====== AVAILABLE DATA
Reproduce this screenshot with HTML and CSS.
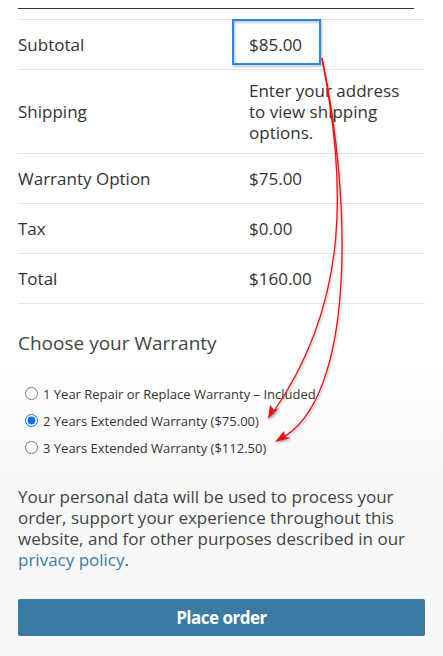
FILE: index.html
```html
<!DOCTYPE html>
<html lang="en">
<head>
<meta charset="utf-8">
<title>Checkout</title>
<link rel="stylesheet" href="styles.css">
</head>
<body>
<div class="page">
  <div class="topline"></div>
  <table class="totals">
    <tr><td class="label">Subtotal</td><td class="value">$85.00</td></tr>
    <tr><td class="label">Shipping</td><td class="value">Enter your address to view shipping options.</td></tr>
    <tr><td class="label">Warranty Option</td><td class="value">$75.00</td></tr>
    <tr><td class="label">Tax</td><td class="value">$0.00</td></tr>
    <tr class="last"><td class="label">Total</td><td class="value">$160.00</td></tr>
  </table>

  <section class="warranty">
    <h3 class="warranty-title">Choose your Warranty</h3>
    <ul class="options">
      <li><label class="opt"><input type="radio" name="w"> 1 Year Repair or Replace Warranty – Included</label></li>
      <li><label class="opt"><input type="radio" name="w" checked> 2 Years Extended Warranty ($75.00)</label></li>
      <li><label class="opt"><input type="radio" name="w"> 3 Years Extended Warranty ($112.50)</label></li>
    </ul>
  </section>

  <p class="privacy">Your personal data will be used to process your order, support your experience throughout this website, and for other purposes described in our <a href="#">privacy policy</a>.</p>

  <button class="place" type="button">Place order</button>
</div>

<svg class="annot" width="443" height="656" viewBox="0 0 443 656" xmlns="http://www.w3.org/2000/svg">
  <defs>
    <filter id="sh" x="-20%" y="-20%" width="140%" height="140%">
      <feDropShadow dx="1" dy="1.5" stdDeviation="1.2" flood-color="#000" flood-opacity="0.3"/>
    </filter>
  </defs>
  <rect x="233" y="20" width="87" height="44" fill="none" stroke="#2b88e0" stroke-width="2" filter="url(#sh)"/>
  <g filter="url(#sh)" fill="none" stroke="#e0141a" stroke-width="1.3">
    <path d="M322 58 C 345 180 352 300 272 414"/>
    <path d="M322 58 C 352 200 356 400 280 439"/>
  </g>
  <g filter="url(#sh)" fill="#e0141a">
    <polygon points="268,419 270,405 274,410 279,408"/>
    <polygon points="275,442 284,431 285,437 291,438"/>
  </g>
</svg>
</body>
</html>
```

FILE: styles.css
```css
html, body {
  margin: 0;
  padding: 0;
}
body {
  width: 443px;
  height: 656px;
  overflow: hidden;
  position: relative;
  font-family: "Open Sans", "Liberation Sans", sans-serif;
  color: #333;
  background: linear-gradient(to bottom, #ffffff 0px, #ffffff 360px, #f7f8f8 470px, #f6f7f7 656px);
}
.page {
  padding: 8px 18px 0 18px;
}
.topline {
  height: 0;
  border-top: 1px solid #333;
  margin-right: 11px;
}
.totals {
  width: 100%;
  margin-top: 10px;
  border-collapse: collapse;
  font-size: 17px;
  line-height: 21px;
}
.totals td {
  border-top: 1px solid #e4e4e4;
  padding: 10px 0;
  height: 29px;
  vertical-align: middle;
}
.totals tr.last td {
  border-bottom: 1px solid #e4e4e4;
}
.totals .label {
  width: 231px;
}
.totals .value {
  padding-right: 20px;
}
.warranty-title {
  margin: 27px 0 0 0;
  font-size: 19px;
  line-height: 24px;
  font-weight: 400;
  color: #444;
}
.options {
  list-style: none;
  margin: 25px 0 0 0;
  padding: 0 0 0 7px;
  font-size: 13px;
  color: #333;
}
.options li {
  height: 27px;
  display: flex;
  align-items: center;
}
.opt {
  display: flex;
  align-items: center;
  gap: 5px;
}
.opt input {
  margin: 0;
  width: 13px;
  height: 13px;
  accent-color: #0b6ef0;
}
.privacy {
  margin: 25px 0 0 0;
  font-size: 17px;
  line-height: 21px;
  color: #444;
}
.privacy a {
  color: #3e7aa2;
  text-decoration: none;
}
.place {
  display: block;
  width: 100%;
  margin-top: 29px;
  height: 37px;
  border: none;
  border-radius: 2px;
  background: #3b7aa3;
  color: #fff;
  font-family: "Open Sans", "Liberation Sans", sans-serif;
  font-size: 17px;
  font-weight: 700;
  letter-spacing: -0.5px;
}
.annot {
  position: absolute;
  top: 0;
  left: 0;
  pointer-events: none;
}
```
============
Set down the complete material exactly, but do not include the images.

Reproduce this screenshot with HTML and CSS.
FILE: index.html
```html
<!DOCTYPE html>
<html lang="en">
<head>
<meta charset="utf-8">
<title>Checkout</title>
<link rel="stylesheet" href="styles.css">
</head>
<body>
<div class="page">
  <div class="topline"></div>
  <table class="totals">
    <tr><td class="label">Subtotal</td><td class="value">$85.00</td></tr>
    <tr><td class="label">Shipping</td><td class="value">Enter your address to view shipping options.</td></tr>
    <tr><td class="label">Warranty Option</td><td class="value">$75.00</td></tr>
    <tr><td class="label">Tax</td><td class="value">$0.00</td></tr>
    <tr class="last"><td class="label">Total</td><td class="value">$160.00</td></tr>
  </table>

  <section class="warranty">
    <h3 class="warranty-title">Choose your Warranty</h3>
    <ul class="options">
      <li><label class="opt"><input type="radio" name="w"> 1 Year Repair or Replace Warranty – Included</label></li>
      <li><label class="opt"><input type="radio" name="w" checked> 2 Years Extended Warranty ($75.00)</label></li>
      <li><label class="opt"><input type="radio" name="w"> 3 Years Extended Warranty ($112.50)</label></li>
    </ul>
  </section>

  <p class="privacy">Your personal data will be used to process your order, support your experience throughout this website, and for other purposes described in our <a href="#">privacy policy</a>.</p>

  <button class="place" type="button">Place order</button>
</div>

<svg class="annot" width="443" height="656" viewBox="0 0 443 656" xmlns="http://www.w3.org/2000/svg">
  <defs>
    <filter id="sh" x="-20%" y="-20%" width="140%" height="140%">
      <feDropShadow dx="1" dy="1.5" stdDeviation="1.2" flood-color="#000" flood-opacity="0.3"/>
    </filter>
  </defs>
  <rect x="233" y="20" width="87" height="44" fill="none" stroke="#2b88e0" stroke-width="2" filter="url(#sh)"/>
  <g filter="url(#sh)" fill="none" stroke="#e0141a" stroke-width="1.3">
    <path d="M322 58 C 345 180 352 300 272 414"/>
    <path d="M322 58 C 352 200 356 400 280 439"/>
  </g>
  <g filter="url(#sh)" fill="#e0141a">
    <polygon points="268,419 270,405 274,410 279,408"/>
    <polygon points="275,442 284,431 285,437 291,438"/>
  </g>
</svg>
</body>
</html>
```

FILE: styles.css
```css
html, body {
  margin: 0;
  padding: 0;
}
body {
  width: 443px;
  height: 656px;
  overflow: hidden;
  position: relative;
  font-family: "Open Sans", "Liberation Sans", sans-serif;
  color: #333;
  background: linear-gradient(to bottom, #ffffff 0px, #ffffff 360px, #f7f8f8 470px, #f6f7f7 656px);
}
.page {
  padding: 8px 18px 0 18px;
}
.topline {
  height: 0;
  border-top: 1px solid #333;
  margin-right: 11px;
}
.totals {
  width: 100%;
  margin-top: 10px;
  border-collapse: collapse;
  font-size: 17px;
  line-height: 21px;
}
.totals td {
  border-top: 1px solid #e4e4e4;
  padding: 10px 0;
  height: 29px;
  vertical-align: middle;
}
.totals tr.last td {
  border-bottom: 1px solid #e4e4e4;
}
.totals .label {
  width: 231px;
}
.totals .value {
  padding-right: 20px;
}
.warranty-title {
  margin: 27px 0 0 0;
  font-size: 19px;
  line-height: 24px;
  font-weight: 400;
  color: #444;
}
.options {
  list-style: none;
  margin: 25px 0 0 0;
  padding: 0 0 0 7px;
  font-size: 13px;
  color: #333;
}
.options li {
  height: 27px;
  display: flex;
  align-items: center;
}
.opt {
  display: flex;
  align-items: center;
  gap: 5px;
}
.opt input {
  margin: 0;
  width: 13px;
  height: 13px;
  accent-color: #0b6ef0;
}
.privacy {
  margin: 25px 0 0 0;
  font-size: 17px;
  line-height: 21px;
  color: #444;
}
.privacy a {
  color: #3e7aa2;
  text-decoration: none;
}
.place {
  display: block;
  width: 100%;
  margin-top: 29px;
  height: 37px;
  border: none;
  border-radius: 2px;
  background: #3b7aa3;
  color: #fff;
  font-family: "Open Sans", "Liberation Sans", sans-serif;
  font-size: 17px;
  font-weight: 700;
  letter-spacing: -0.5px;
}
.annot {
  position: absolute;
  top: 0;
  left: 0;
  pointer-events: none;
}
```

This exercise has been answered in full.